If your wedding party makes up most of your guest list, I am so sold on your wedding it’s not even FUNNY. Your best pals are already on the list, right? So why not keep that list small and make your reception the best party ever? And, if you do co-ed getting ready hours, you get to hang out the whole day! Literally the best.

Get ready with your partner.

I know that tradition outweighs a lot of opinions on this one. But, personally? I’d rather spend the whole day with my partner than only 6 hours where we’re exhausted and distracted. I promise, I promise that seeing each other at the aisle will still be incredibly special. And if you walk with each other down the aisle? You’ll be hanging on to each other for dear life. Every moment together should feel more special than the last, and I love seeing couples spend every second they can together.

Supportive. Parents. Period.

Parents and family not pushing their wants and needs on you? Count me IN.

Parents dancing on the dance floor and smiling till their faces hurt? Down.

Parents understanding that their children are individuals separate from them and are allowed and encouraged to pave their own way in life are a different breed. In my obviously humble opinion *hair flip*, this should be the norm. But unfortunately, it’s not.

Your parents and family should not decide your caterer, they should not pick out your outfit, and they shouldn’t demand certain traditions from you and your partner.

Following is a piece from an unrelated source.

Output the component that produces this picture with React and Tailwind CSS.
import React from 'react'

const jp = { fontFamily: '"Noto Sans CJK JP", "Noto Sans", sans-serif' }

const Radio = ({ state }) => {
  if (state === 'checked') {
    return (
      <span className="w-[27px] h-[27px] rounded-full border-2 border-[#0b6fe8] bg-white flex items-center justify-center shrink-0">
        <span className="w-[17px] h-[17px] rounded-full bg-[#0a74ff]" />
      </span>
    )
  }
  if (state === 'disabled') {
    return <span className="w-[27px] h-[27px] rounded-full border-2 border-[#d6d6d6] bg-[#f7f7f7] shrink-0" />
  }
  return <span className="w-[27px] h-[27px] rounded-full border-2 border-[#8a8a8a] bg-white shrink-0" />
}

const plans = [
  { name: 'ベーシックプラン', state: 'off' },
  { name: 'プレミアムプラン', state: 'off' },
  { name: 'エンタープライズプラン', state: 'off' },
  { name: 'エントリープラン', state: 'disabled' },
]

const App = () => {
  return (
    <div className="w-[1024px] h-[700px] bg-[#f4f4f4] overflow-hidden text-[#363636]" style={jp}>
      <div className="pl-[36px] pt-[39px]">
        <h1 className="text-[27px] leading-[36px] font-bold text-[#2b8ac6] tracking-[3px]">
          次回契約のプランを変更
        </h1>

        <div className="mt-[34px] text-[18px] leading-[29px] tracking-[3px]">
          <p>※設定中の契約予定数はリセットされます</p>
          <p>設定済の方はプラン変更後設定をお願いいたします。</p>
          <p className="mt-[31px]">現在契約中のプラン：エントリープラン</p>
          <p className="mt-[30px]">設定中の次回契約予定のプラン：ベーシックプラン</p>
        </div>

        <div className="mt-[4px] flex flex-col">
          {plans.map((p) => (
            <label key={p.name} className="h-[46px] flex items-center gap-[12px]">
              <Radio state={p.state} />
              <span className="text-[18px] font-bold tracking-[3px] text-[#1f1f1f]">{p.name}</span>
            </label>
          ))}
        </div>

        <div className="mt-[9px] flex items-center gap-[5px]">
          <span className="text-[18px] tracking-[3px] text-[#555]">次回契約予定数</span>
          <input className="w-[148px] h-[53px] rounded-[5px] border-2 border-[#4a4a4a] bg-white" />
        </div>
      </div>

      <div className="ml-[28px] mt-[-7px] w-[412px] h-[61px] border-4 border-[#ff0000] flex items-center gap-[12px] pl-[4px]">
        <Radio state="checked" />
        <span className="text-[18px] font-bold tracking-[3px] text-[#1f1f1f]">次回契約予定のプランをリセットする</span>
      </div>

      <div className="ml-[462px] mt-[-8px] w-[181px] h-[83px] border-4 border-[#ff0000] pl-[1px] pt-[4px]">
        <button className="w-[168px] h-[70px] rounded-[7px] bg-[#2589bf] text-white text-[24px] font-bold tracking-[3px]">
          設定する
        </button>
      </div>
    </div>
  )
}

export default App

Now, if you WANT their help and delegate jobs to them, that’s awesome! But I am so hopeful that I’ll see less kids upset with their parents because their wedding day is derailed by a parent’s decision.

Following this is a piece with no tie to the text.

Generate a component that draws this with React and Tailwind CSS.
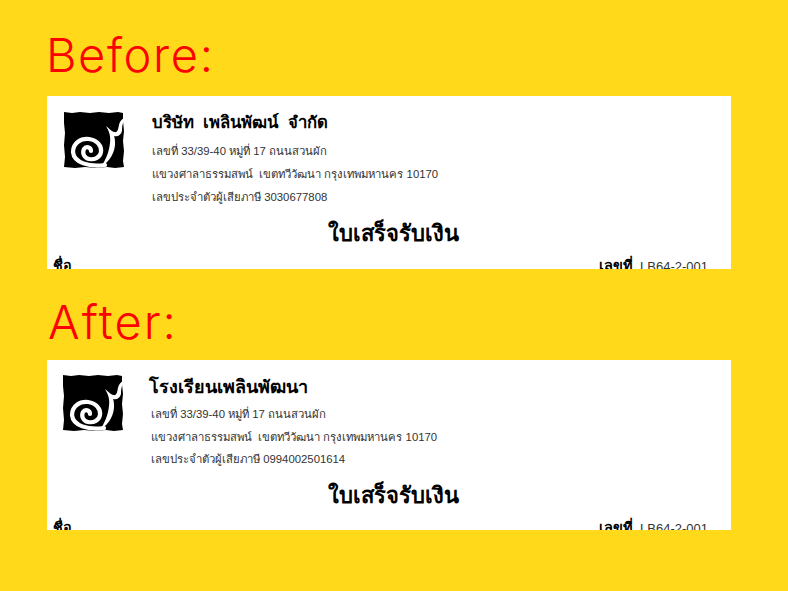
const THAI = "font-['Liberation_Sans','Noto_Sans',sans-serif]"

function SnailLogo({ className }) {
  return (
    <svg className={className} viewBox="0 0 64 58">
      <path
        d="M1 1 L9 2 L17 1 L27 2 L36 1 L46 2 L55 1 L60 2 L60 10 L61 20 L60 30 L61 40 L60 50 L61 56 L52 57 L44 56 L33 57 L22 56 L12 57 L1 56 L2 46 L1 34 L2 22 L1 12 Z"
        fill="#000"
      />
      <path
        d="M64 6 C59 7 57 10 56 14 C55 18 55 22 51 21 C48 20 46 17 43 15 C46 20 48 25 47 32 C46 41 43 48 38 56 C44 52 51 45 52 34 C52 30 52 27 51 25 C55 26 58 24 59 20 C59 14 60 10 64 6 Z"
        fill="#fff"
      />
      <path
        d="M42 54 C26 56 11 52 10 41 C10 32 18 27 26 28 C34 29 39 35 38 41 C37 47 31 49 26 48 C21 47 19 42 21 38 C23 35 28 36 28 40"
        fill="none"
        stroke="#fff"
        strokeWidth="4.2"
        strokeLinecap="round"
      />
    </svg>
  )
}

function Receipt({ name, nameClass, taxId, logoClass, firstLineClass, lineClass, titleClass, docClass, cardClass }) {
  return (
    <div className={`mx-[47px] w-[684px] overflow-hidden bg-white text-black ${THAI} ${cardClass}`}>
      <div className="flex items-start">
        <SnailLogo className={`shrink-0 ${logoClass}`} />
        <div className="min-w-0">
          <p className={`font-bold ${nameClass}`}>{name}</p>
          <p className={`text-[11.35px] text-[#333] ${lineClass} ${firstLineClass}`}>เลขที่ 33/39-40 หมู่ที่ 17 ถนนสวนผัก</p>
          <p className={`text-[11.35px] text-[#333] ${lineClass}`}>แขวงศาลาธรรมสพน์&nbsp; เขตทวีวัฒนา กรุงเทพมหานคร 10170</p>
          <p className={`text-[11.35px] text-[#333] ${lineClass}`}>เลขประจำตัวผู้เสียภาษี {taxId}</p>
        </div>
      </div>
      <h2 className={`pl-[8px] text-center text-[22px] font-bold leading-7 ${titleClass}`}>ใบเสร็จรับเงิน</h2>
      <div className={`flex justify-between pl-[6px] pr-[23px] text-[13px] leading-5 ${docClass}`}>
        <b className="text-[14.5px]">ชื่อ</b>
        <span className="text-[#333]"><b className="text-[14.5px] text-black">เลขที่</b>&nbsp; LB64-2-001</span>
      </div>
    </div>
  )
}

export default function App() {
  return (
    <div className="h-[591px] w-[788px] overflow-hidden bg-[#ffd91a]">
      <h1 className="ml-[46px] pt-[25px] font-['Inter',sans-serif] text-[47px] font-light leading-[59px] tracking-[1.6px] text-[#ff0000]">Before:</h1>
      <div className="mt-[12px]">
        <Receipt
          name="บริษัท  เพลินพัฒน์  จำกัด"
          nameClass="mt-[15px] whitespace-pre-wrap text-[16.7px] leading-6"
          taxId="3030677808"
          logoClass="ml-[16px] mr-[25px] mt-[15px] h-[58px] w-[64px]"
          firstLineClass="mt-[5px]"
          lineClass="leading-[23px]"
          titleClass="mt-[11px]"
          docClass="mt-[8px]"
          cardClass="h-[173px]"
        />
      </div>
      <h1 className="ml-[48px] mt-[23px] font-['Inter',sans-serif] text-[47px] font-light leading-[59px] tracking-[2px] text-[#ff0000]">After:</h1>
      <div className="mt-[9px]">
        <Receipt
          name="โรงเรียนเพลินพัฒนา"
          nameClass="mt-[15px] text-[18px] leading-6"
          taxId="0994002501614"
          logoClass="ml-[15px] mr-[23px] mt-[14px] h-[58px] w-[64px]"
          firstLineClass="mt-[4px]"
          lineClass="ml-[2px] leading-[22.5px]"
          titleClass="mt-[11px]"
          docClass="mt-[8px]"
          cardClass="h-[170px]"
        />
      </div>
    </div>
  )
}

Partners who aren’t checked out for the entire day.

Alright. Look. I get that big parties and being the center of attention just is not it for people. Same!! My husband was so against being the center of attention on our wedding day. But he was engaged, laughing, having fun with his wedding party, and was smiling the entire day. When we got back to our hotel he said that it was the best day ever, and he was so happy with how everything turned out. He set up decor while my hair was being done, and made sure everything looked the way I wanted. If he hadn’t? I have zero clue how the day would have gone. There was no one I trusted more to bring my vision alive (I was a total DIY bride), and him being totally engaged and included was super important to me.

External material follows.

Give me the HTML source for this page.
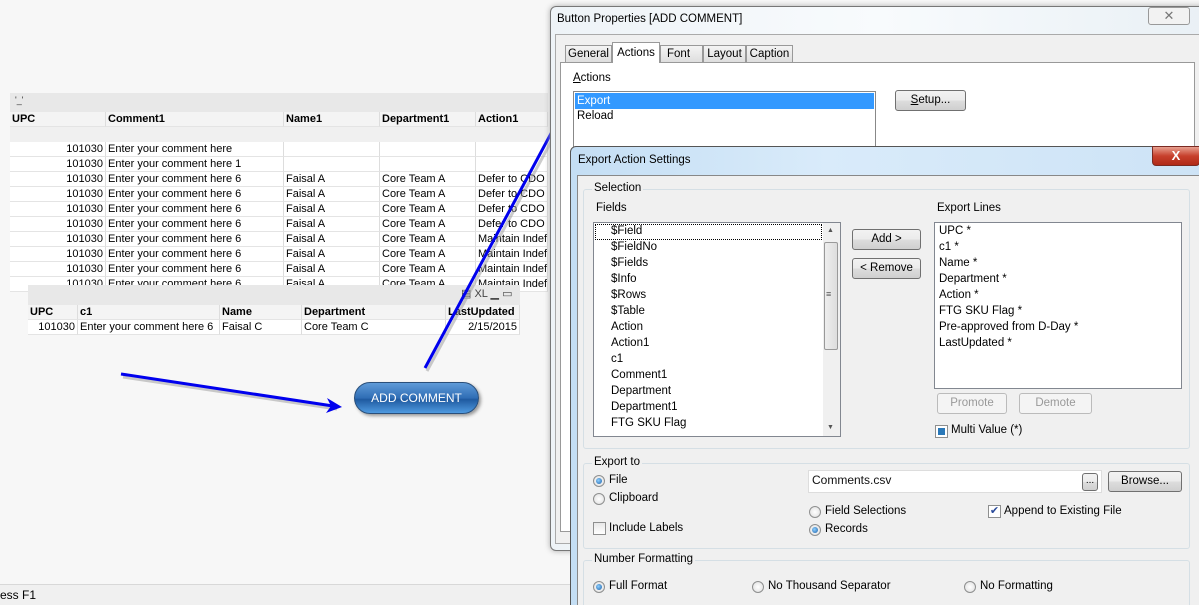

If your partner is just so against all the ideas you’re bringing to them and is resistant and maybe hesitant, maybe take a step back and have an open and vulnerable conversation. I can’t say what that will look like, but it’s something to consider.

If they’re not interested in talking to a ton of people, design your day to keep that to a minimum for them! Keep your sweetheart table separate and intimate. Work with your coordinator to delegate private time together.

Now this is where you might detect a little bit of 🌶️spice🌶️ in my tone. If your partner looks like they’d rather be ANYWHERE but with you on your wedding day, know that I will likely give them a few glares. I can’t help it!! I just find it ridiculous and unacceptable to get married “to get married”! Okay anyways. On to happier topics!

Colors. Simple Decor. DIY. Thrifted. Vintage.

If every wedding in 2023 could have a rainbow palette, I’ll die happy.

Color is so frowned upon in a lot of wedding spaces, and that’s just no fun! Colors can outwardly express your personality, and it’s so much fun!

Of course, if it’s not your thing, it’s not your thing! Don’t do a rainbow palette because that’s what Instagram is pushing.

Simple, DIY, thrifted, and vintage décor is such a sell for me. It’s usually cheaper, is definitely more sustainable, and is much more unique. Some rental companies even rent vintage furniture and mismatched plates! I highly recommend looking at rental options.

Getting married for love, not because it’s the “next logical step”.

If there’s something that grinds my gears the most about weddings, it’s this theory that you should get married because it’s “expected” or “logical” or “what you do when you get to this point”. WHEW BOY DOES IT GET ME HEATED!!

Getting married is a totally personal choice between YOU and your PARTNER. No one else. Not society, not your family, not your high school best friend. If you want to get married, HELL YEAH. If you don’t think it’s for you, that’s totally cool.

If you get to seventeen years with your partner and you’re just BEGGING for a ring, maybe evaluate that feeling! If you’re 2 months in and you just know they’re the one, I can’t blame you, I get it.

Getting married is no small feat. The party is expensive, the legal part is real hard to get out of (trust me, I got married too young and had to get divorced and wow it was not easy), and it’s a big decision! I can’t recommend couples’ counseling before marriage enough. Even if nothing is “wrong”, it’s like an oil change for your relationship.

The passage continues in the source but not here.